═════ LISTED ENTRIES

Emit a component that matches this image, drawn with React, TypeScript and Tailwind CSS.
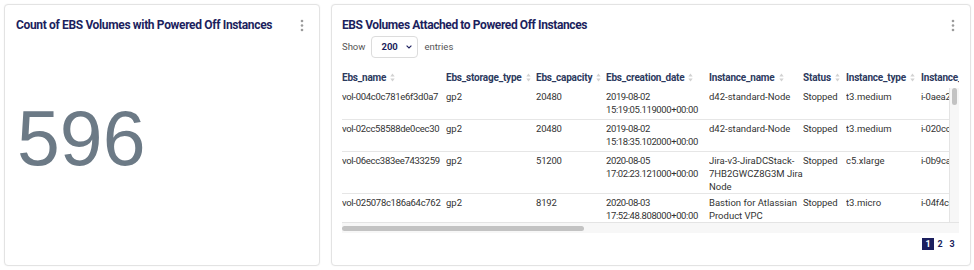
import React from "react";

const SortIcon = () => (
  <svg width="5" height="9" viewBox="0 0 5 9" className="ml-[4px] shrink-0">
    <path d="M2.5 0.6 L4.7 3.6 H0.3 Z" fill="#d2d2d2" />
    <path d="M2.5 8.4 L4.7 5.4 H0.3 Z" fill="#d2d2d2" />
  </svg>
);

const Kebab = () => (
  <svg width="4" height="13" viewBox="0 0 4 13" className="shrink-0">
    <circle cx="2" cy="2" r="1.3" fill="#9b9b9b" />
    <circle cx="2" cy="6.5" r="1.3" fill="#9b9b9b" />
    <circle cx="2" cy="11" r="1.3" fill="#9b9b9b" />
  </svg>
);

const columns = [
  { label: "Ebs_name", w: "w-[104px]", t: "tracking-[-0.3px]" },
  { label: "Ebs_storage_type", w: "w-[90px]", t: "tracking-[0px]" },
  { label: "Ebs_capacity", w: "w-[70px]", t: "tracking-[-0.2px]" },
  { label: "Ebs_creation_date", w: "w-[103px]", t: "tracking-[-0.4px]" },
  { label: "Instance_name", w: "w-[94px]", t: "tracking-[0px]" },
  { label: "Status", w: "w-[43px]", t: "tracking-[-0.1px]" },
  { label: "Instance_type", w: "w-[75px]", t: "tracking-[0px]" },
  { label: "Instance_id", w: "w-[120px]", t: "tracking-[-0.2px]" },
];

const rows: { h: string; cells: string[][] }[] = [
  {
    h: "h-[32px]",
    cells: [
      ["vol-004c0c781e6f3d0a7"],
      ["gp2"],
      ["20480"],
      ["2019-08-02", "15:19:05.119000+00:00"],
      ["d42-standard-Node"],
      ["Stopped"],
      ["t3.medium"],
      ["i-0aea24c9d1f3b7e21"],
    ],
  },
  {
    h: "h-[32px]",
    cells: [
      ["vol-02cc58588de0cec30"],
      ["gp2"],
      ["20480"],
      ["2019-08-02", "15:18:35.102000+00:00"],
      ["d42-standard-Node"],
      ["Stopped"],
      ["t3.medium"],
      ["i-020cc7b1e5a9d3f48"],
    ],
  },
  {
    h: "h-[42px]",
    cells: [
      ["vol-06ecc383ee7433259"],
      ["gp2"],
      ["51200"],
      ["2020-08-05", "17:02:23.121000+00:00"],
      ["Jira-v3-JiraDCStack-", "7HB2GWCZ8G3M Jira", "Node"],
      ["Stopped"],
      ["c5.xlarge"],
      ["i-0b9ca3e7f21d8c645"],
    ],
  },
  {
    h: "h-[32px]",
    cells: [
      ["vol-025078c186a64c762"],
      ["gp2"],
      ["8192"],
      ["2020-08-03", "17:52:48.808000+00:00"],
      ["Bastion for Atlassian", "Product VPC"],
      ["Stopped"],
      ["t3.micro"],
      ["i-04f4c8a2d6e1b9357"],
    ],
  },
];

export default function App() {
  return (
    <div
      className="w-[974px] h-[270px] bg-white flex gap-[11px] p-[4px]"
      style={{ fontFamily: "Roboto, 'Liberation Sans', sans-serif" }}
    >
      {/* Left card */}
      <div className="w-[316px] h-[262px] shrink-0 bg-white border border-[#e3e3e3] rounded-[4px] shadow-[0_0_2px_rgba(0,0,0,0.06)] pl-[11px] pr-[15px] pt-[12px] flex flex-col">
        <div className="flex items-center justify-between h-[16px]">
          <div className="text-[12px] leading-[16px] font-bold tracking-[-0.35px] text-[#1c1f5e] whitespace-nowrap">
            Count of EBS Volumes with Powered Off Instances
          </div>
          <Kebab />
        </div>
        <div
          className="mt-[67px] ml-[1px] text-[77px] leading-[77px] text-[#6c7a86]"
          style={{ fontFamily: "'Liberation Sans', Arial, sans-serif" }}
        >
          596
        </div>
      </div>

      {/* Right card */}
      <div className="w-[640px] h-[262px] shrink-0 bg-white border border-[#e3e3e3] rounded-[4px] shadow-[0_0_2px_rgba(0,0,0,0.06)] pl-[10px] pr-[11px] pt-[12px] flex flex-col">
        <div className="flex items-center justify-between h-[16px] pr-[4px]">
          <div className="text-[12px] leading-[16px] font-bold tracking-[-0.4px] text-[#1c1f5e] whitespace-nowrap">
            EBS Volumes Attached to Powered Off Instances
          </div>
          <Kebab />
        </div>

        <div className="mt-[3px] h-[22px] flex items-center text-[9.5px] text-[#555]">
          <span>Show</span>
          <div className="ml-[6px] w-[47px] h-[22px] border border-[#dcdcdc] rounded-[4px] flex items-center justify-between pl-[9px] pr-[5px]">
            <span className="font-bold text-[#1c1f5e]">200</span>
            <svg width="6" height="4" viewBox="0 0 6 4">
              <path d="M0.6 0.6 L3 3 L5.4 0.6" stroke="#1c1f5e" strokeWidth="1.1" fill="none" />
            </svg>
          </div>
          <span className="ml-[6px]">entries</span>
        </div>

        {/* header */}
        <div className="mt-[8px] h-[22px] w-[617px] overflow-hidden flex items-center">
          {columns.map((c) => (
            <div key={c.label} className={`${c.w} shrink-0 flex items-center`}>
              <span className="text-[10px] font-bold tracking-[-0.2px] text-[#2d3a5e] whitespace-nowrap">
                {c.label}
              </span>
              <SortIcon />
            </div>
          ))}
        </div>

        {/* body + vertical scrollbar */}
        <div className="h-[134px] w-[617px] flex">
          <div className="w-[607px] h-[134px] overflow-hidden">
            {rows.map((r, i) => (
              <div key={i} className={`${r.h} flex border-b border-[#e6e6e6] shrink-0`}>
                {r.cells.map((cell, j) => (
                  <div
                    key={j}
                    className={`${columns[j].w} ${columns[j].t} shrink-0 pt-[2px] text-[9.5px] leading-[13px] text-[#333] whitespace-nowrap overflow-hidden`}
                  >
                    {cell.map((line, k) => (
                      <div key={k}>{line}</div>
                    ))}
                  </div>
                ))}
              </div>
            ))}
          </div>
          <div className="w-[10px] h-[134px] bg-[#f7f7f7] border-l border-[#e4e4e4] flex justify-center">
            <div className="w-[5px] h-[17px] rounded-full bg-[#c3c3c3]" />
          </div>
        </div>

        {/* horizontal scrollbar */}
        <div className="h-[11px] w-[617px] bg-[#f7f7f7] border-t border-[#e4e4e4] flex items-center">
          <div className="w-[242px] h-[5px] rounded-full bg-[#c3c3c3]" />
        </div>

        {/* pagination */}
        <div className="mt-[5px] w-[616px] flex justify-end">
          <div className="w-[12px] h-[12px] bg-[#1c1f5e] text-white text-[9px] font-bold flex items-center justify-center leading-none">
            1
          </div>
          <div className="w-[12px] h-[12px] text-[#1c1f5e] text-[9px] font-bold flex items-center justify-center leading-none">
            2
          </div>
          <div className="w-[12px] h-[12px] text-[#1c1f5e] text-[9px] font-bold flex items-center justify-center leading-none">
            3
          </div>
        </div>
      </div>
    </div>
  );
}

══════════
═════ LISTED ENTRIES

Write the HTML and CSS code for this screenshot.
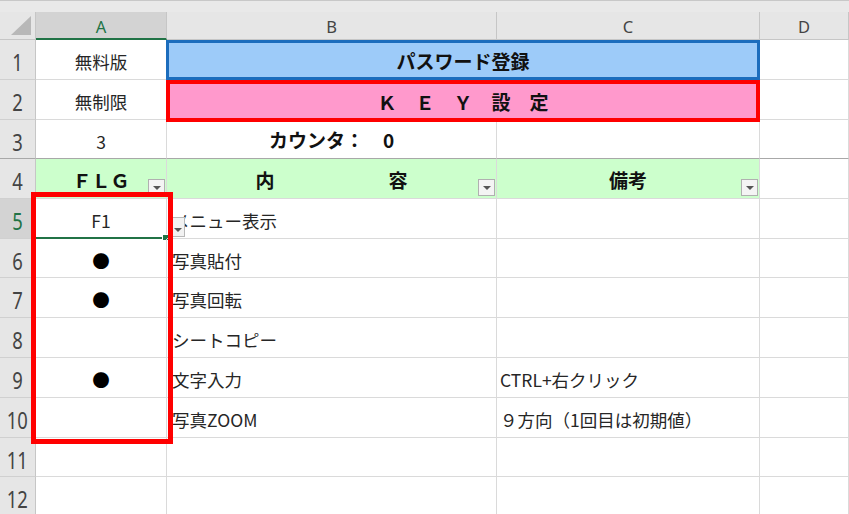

══════════

PROBLEM DESCRIPTION. Return each line that includes "with".

OUTPUT BELOW.
Emit a component that matches this image, drawn with React, TypeScript and Tailwind CSS.
            Count of EBS Volumes with Powered Off Instances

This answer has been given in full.